Technology companies can no longer assume that users will accept broad AI permissions simply because the source content is public.
Features involving likenesses, artwork or personal media now require clearer communication and more cautious defaults.
An opt-in approach may slow adoption, but it gives users a genuine choice and can prevent the kind of backlash that forces a complete product reversal.
Meta's AI Expansion Is Likely to Continue
Removing this particular capability does not mean Meta is stepping away from generative AI.
Muse Image, Muse Video and other AI-powered tools remain part of the company's broader strategy across Instagram, WhatsApp and Meta AI.
The challenge will be introducing those tools without weakening user trust.
Meta will need to show that creativity, personalisation and automation can coexist with meaningful consent.
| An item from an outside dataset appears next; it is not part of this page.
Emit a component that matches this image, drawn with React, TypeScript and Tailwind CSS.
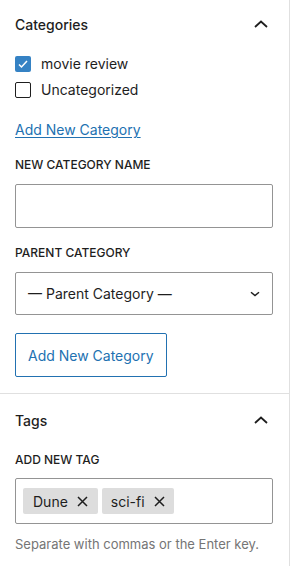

That may require more transparent settings, clearer explanations and stronger boundaries around how user content is used.
The company may also need to distinguish between content users actively upload to an AI tool and material that happens to be publicly available elsewhere on the platform.
Final Thoughts
Meta's rapid removal of the Muse Image public-content feature shows that AI innovation cannot be separated from privacy and consent.
The creative technology itself may have offered useful image-generation capabilities, but the default opt-in approach made many users feel that control over their photographs and likenesses had been taken away.
The controversy also demonstrates that making content public does not necessarily mean granting permission for every possible automated use.
For platforms developing AI tools, the safer approach is to ask first, explain clearly and allow users to make an informed choice. Labels and watermarks remain important, but they cannot replace consent.
Meta's reversal may ultimately become a useful lesson for the wider technology industry: when AI features involve people's identities, images or creative work, trust must be designed into the product before launch—not added only after users object.